Normally, a large pharmaceutical company like Pfizer would find new drug targets — any sort of molecule whose action a drug can block to treat a disease — by reading the literature and going to scientific conferences, Mobley said. If a lab reports that a certain chemical may play a part in a specific disease — or interact with a known drug target for that disease — it is added to a list. After a while, of course, the list becomes very long.

“I’m not going to just start on them alphabetically and go down the list,” Mobley said.

Instead, Mobley chose targets that were highly expressed in RA but not in TB. By considering TB, he was able to give higher priority to targets he believed would be more effective, targets which he might otherwise not have looked at immediately. Mobley has narrowed the list down to about a dozen targets, including tumor necrosis factor, the molecule blocked by the current RA drug Enbrel. He has recently proposed one of these targets for the development of a new drug.

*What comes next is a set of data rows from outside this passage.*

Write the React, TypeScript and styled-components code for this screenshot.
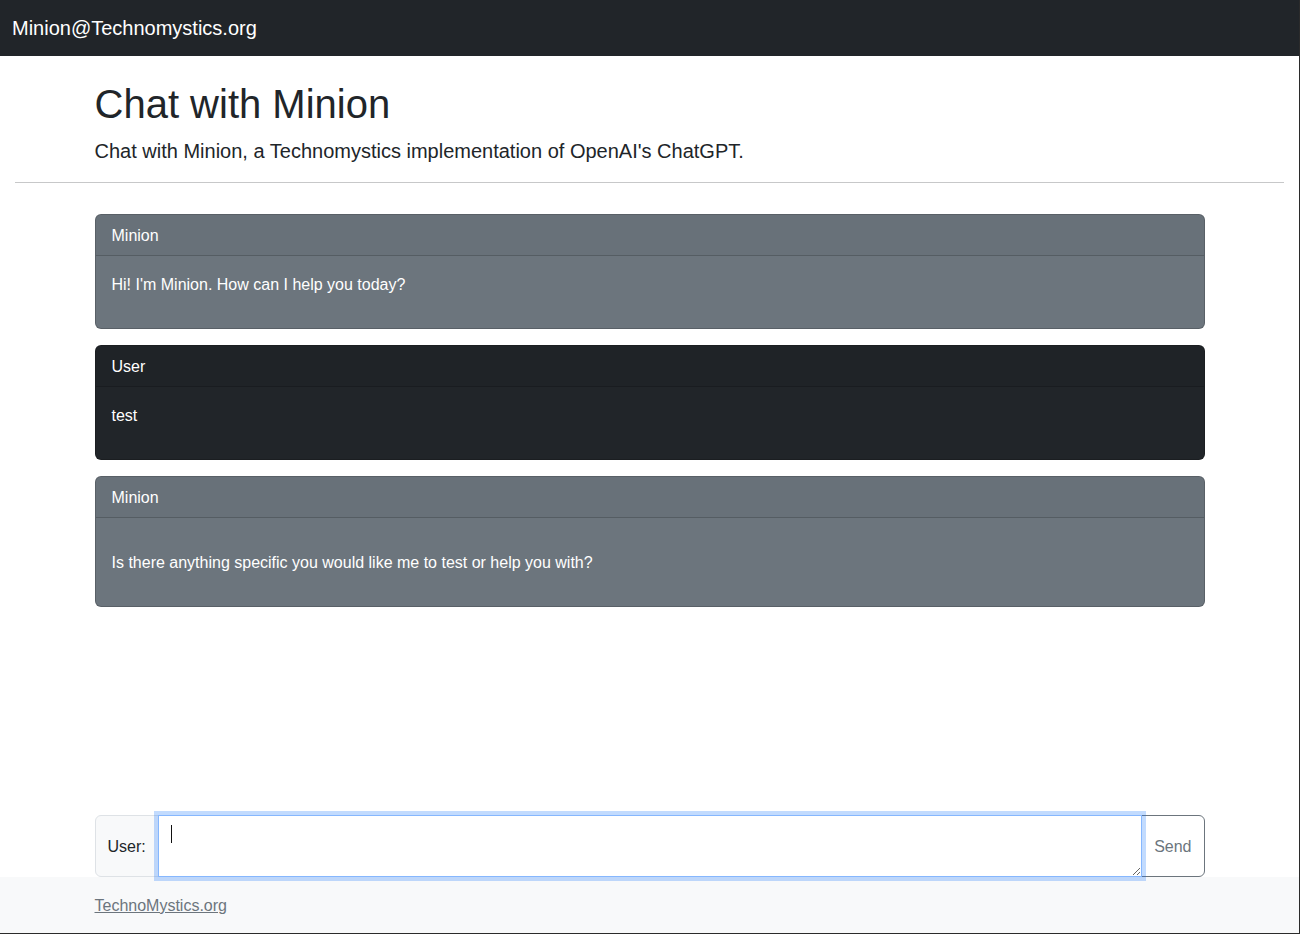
import React from "react";
import styled, { createGlobalStyle } from "styled-components";

const Global = createGlobalStyle`
  *, *::before, *::after { box-sizing: border-box; }
  html, body { margin: 0; padding: 0; }
  body {
    font-family: "Liberation Sans", Arial, sans-serif;
    font-size: 16px;
    line-height: 1.5;
    color: #212529;
    background: #fff;
  }
`;

const Page = styled.div`
  min-height: 100vh;
  display: flex;
  flex-direction: column;
  border-right: 1px solid #2b2b2b;
  border-bottom: 1px solid #2b2b2b;
`;

const Navbar = styled.nav`
  background: #212529;
  padding: 8px 12px;
  display: flex;
  align-items: center;
`;

const Brand = styled.a`
  color: #fff;
  font-size: 20px;
  line-height: 30px;
  padding: 5px 0;
  text-decoration: none;
`;

const Container = styled.div`
  width: 1140px;
  max-width: 100%;
  margin: 0 auto;
  padding: 0 15px;
`;

const Header = styled(Container)`
  padding-top: 24px;
`;

const Title = styled.h1`
  margin: 0 0 8px;
  font-size: 40px;
  font-weight: 500;
  line-height: 1.2;
`;

const Lead = styled.p`
  margin: 0 0 16px;
  font-size: 20px;
  font-weight: 300;
  line-height: 1.5;
`;

const Rule = styled.hr`
  margin: 0 15px;
  border: 0;
  border-top: 1px solid #212529;
  opacity: 0.25;
`;

const Messages = styled(Container)`
  flex: 1;
  padding-top: 31px;
  display: flex;
  flex-direction: column;
  gap: 16px;
`;

const Card = styled.div<{ $variant: "secondary" | "dark" }>`
  background: ${(p) => (p.$variant === "dark" ? "#212529" : "#6c757d")};
  color: #fff;
  border: 1px solid rgba(0, 0, 0, 0.175);
  border-radius: 6px;
  overflow: hidden;
`;

const CardHeader = styled.div`
  padding: 9px 16px 7px;
  background: rgba(0, 0, 0, 0.03);
  border-bottom: 1px solid rgba(0, 0, 0, 0.175);
`;

const CardBody = styled.div`
  padding: 17px 16px 15px;
`;

const Para = styled.p`
  margin: 0 0 16px;
`;

const InputRow = styled(Container)`
  display: flex;
  align-items: stretch;
`;

const InputGroup = styled.div`
  display: flex;
  width: 100%;
  position: relative;
`;

const GroupText = styled.span`
  display: flex;
  align-items: center;
  padding: 7px 12px 5px;
  background: #f8f9fa;
  border: 1px solid #dee2e6;
  border-radius: 6px 0 0 6px;
  color: #212529;
  white-space: nowrap;
`;

const TextArea = styled.textarea`
  flex: 1 1 auto;
  position: relative;
  z-index: 5;
  margin-left: -1px;
  min-width: 0;
  padding: 6px 12px;
  font-family: inherit;
  font-size: 16px;
  line-height: 24px;
  color: #212529;
  background: #fff;
  border: 1px solid #86b7fe;
  border-radius: 0;
  box-shadow: 0 0 0 4px rgba(13, 110, 253, 0.25);
  outline: none;
  resize: vertical;
`;

const Caret = styled.span`
  position: absolute;
  z-index: 6;
  left: 76px;
  top: 10px;
  width: 1px;
  height: 18px;
  background: #111;
  pointer-events: none;
`;

const SendButton = styled.button`
  margin-left: -1px;
  padding: 7px 12px 5px;
  font-family: inherit;
  font-size: 16px;
  line-height: 24px;
  color: #6c757d;
  background: transparent;
  border: 1px solid #6c757d;
  border-radius: 0 6px 6px 0;
  cursor: pointer;
`;

const Footer = styled.footer`
  background: #f8f9fa;
  padding: 17px 0 15px;
`;

const FooterLink = styled.a`
  color: #6c757d;
  text-decoration: underline;
  line-height: 24px;
`;

type Msg = { who: string; variant: "secondary" | "dark"; lines: string[] };

const messages: Msg[] = [
  { who: "Minion", variant: "secondary", lines: ["Hi! I'm Minion. How can I help you today?"] },
  { who: "User", variant: "dark", lines: ["test"] },
  {
    who: "Minion",
    variant: "secondary",
    lines: ["", "Is there anything specific you would like me to test or help you with?"],
  },
];

export default function App() {
  return (
    <>
      <Global />
      <Page>
        <Navbar>
          <Brand href="#">Minion@Technomystics.org</Brand>
        </Navbar>
        <Header>
          <Title>Chat with Minion</Title>
          <Lead>Chat with Minion, a Technomystics implementation of OpenAI's ChatGPT.</Lead>
        </Header>
        <Rule />
        <Messages>
          {messages.map((m, i) => (
            <Card key={i} $variant={m.variant}>
              <CardHeader>{m.who}</CardHeader>
              <CardBody>
                {m.lines.map((l, j) => (
                  <Para key={j}>{l}</Para>
                ))}
              </CardBody>
            </Card>
          ))}
        </Messages>
        <InputRow>
          <InputGroup>
            <GroupText>User:</GroupText>
            <TextArea rows={2} autoFocus />
            <Caret />
            <SendButton type="button">Send</SendButton>
          </InputGroup>
        </InputRow>
        <Footer>
          <Container>
            <FooterLink href="#">TechnoMystics.org</FooterLink>
          </Container>
        </Footer>
      </Page>
    </>
  );
}
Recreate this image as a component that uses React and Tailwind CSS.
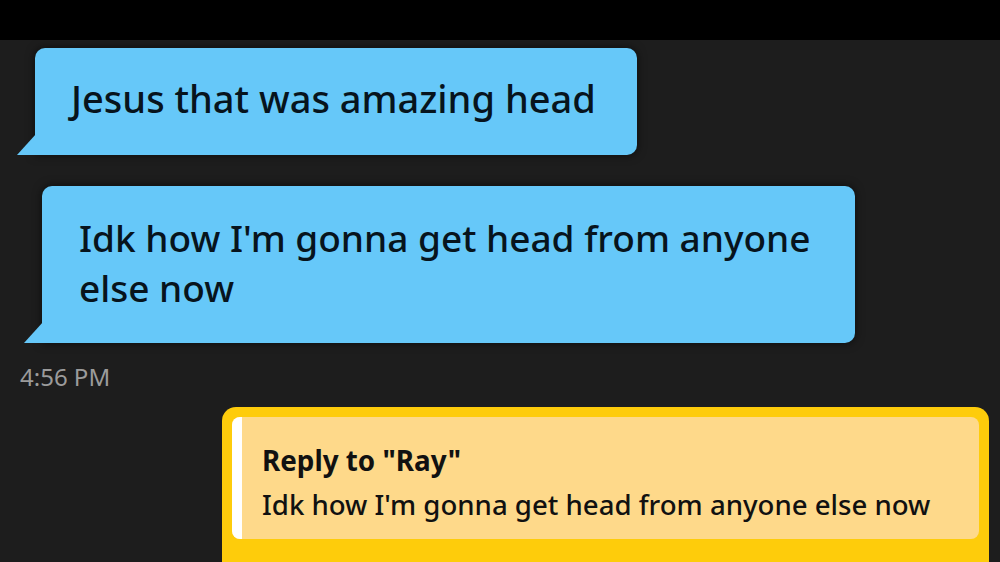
const font = { fontFamily: '"Noto Sans", "Open Sans", sans-serif' };

function Tail({ color }) {
  // little wedge that sticks out of the bottom-left corner of a bubble
  return (
    <svg
      className="absolute bottom-0 -left-[18px]"
      width="19"
      height="21"
      viewBox="0 0 19 21"
    >
      <polygon points="19,0 0,21 19,21" fill={color} />
    </svg>
  );
}

function IncomingBubble({ children, className }) {
  return (
    <div
      className={`relative rounded-[10px] rounded-bl-none bg-[#66c8f9] text-[#07141d] shadow-[0_0_10px_rgba(0,0,0,0.6)] ${className}`}
    >
      <Tail color="#66c8f9" />
      {children}
    </div>
  );
}

export default function App() {
  return (
    <div
      className="w-[1000px] h-[562px] overflow-hidden bg-[#1d1d1d] flex flex-col"
      style={font}
    >
      <div className="h-10 bg-black shrink-0" />

      <div className="flex flex-col">
        <IncomingBubble className="ml-[35px] mt-2 w-[602px] h-[107px] pl-[36px] pt-[25px]">
          <p className="text-[38px] leading-[50px] font-medium">Jesus that was amazing head</p>
        </IncomingBubble>

        <IncomingBubble className="ml-[42px] mt-[31px] w-[813px] h-[157px] pl-[37px] pt-[27px]">
          <p className="text-[37px] leading-[50px] font-medium">
            Idk how I'm gonna get head from anyone
            <br />
            else now
          </p>
        </IncomingBubble>

        <p className="ml-5 mt-[19px] text-[24px] leading-[30px] text-[#9b9b9b]">4:56 PM</p>

        <div className="self-end mr-[11px] mt-[15px] w-[767px] h-[170px] rounded-[14px] bg-[#fecc0b] p-[10px]">
          <div className="flex h-[122px] rounded-[8px] overflow-hidden bg-[#fed98a]">
            <div className="w-[10px] bg-white shrink-0" />
            <div className="pl-5 pt-[21px] text-[#111]">
              <p className="text-[27.8px] leading-[44px] font-bold">Reply to "Ray"</p>
              <p className="text-[27.6px] leading-[44px] font-medium">
                Idk how I'm gonna get head from anyone else now
              </p>
            </div>
          </div>
        </div>
      </div>
    </div>
  );
}
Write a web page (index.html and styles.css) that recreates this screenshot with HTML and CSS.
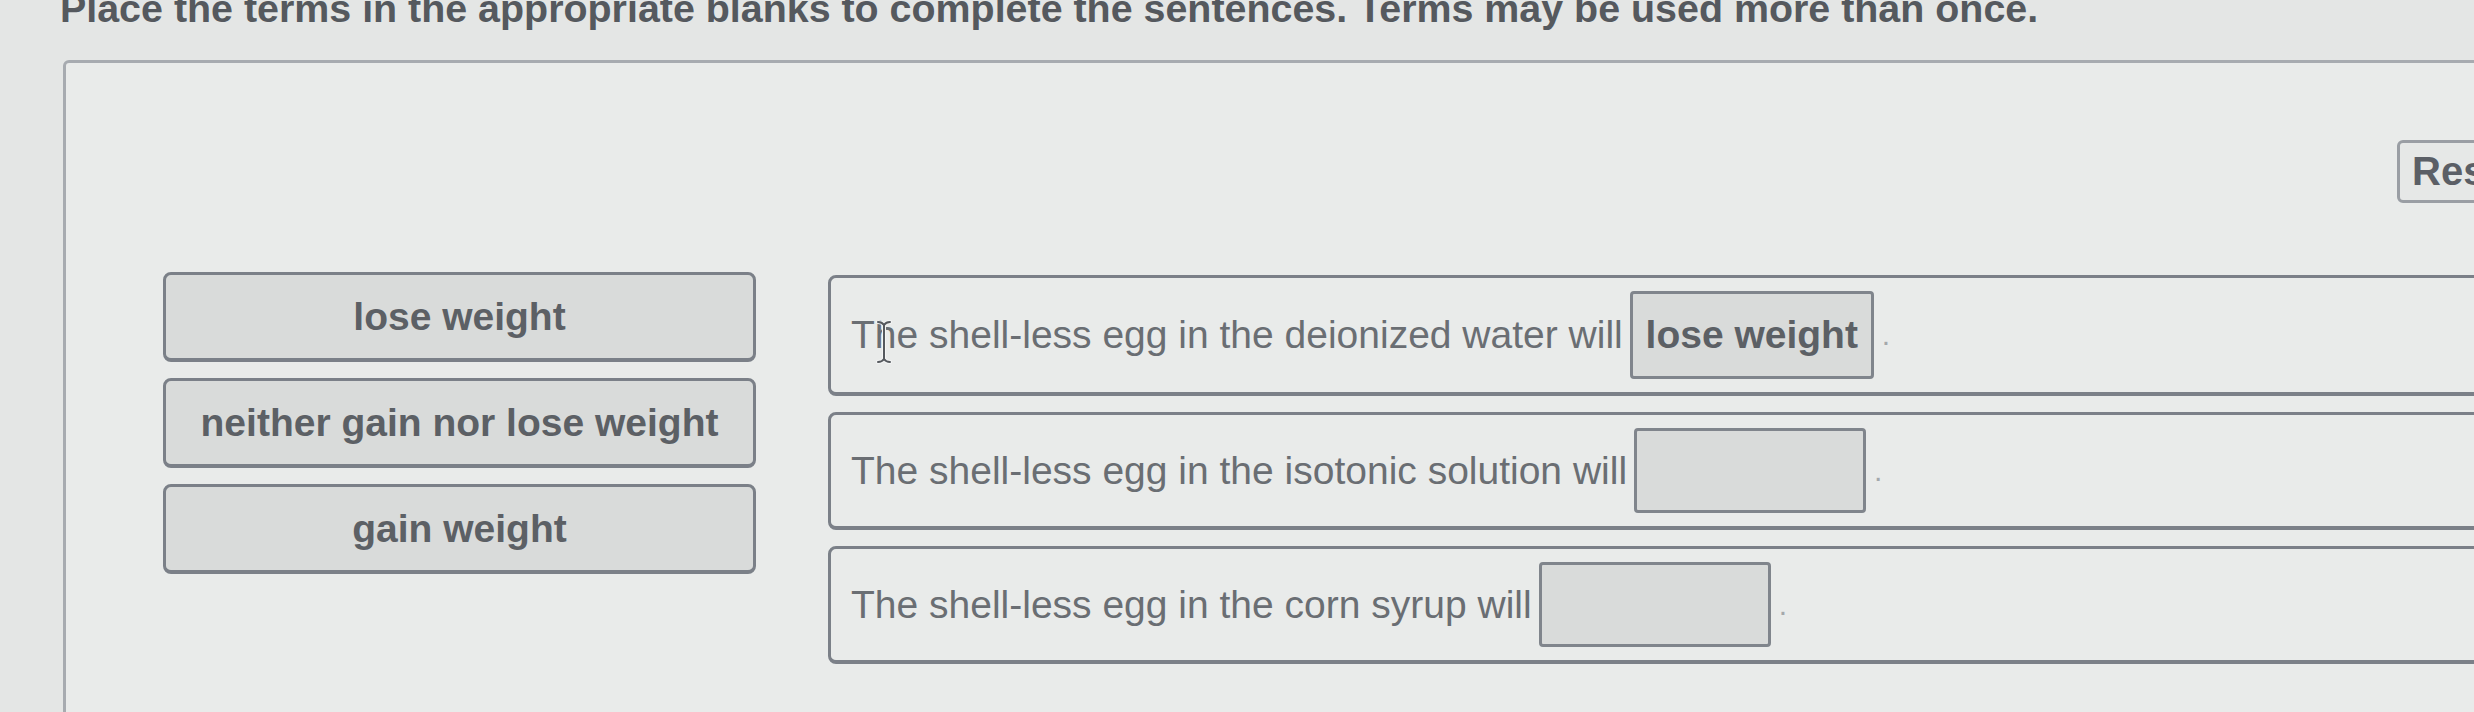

Mobley doesn’t believe other pharmaceutical companies are using methods like his, but he thinks they will in the future.

He also thinks the causative effect of tuberculosis-resistance may extend to all autoimmune diseases. Of the variety of mutations that help an individual survive tuberculosis, different combinations may lead to susceptibilities to different diseases. “I think it’s a shuffling of the cards as to which autoimmune disease that you potentially suffer from,” he said.

Mobley’s next project might involve another unlikely connection: patients with schizophrenia don’t get RA.

“But that’s the kind of thing that I like to look for,” Mobley said. “What doesn’t make sense, what doesn’t quite fit.”